The cute and colourful, mobile-ish art assets might trick you into thinking this is a kid friendly, casual platformer but this is anything but that. The music is rather nice, with some ethnic flair to it and the sound effects do their duty. It's not the best looking or best sounding platformer on the ever growing impressive range of Switch platformers, but for what it offers, it does so with competence.

Issues do arise on some level design choices. It's possible to accidentally activate previous checkpoints after having progressed past them, making you lose several minutes of hard working through tricky sections.
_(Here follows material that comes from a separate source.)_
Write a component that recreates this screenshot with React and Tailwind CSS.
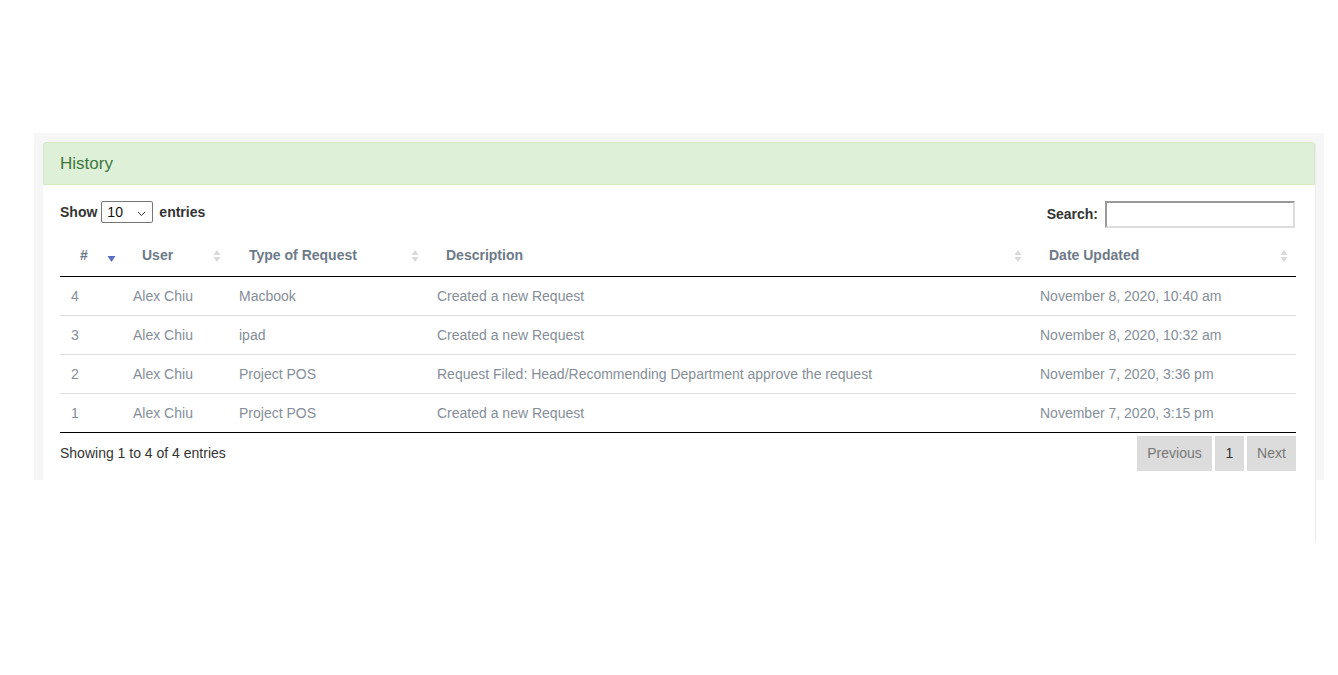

The default difficulty 'Spartan' setting can be changed to ‘Wimp’ - which gives you three extra hearts you can call up at any time with ‘X’ to refill your energy - but since most of the challenges are either of the platforming nature or one-hit kill traps it doesn't really make much of a difference. These certainly put a dent in King Leo’s otherwise competent adventure.


Spartan is the agōgē of platforming video games: If you manage to clear it all the way you will be able to say you have conquered an extremely hard video game. However, and much like the Spartans of old, we doubt you will be having a very good time while at it. There is nothing particularly wrong or game breaking about the whole package that often hits the hammer right on the nostalgia feelings for old 16-bit platformer fans, but we can’t fully recommend it because of the usual suspects also being also available on the system (Celeste, Slime-san, Little Triangle and, eventually, Maldita Castilla EX).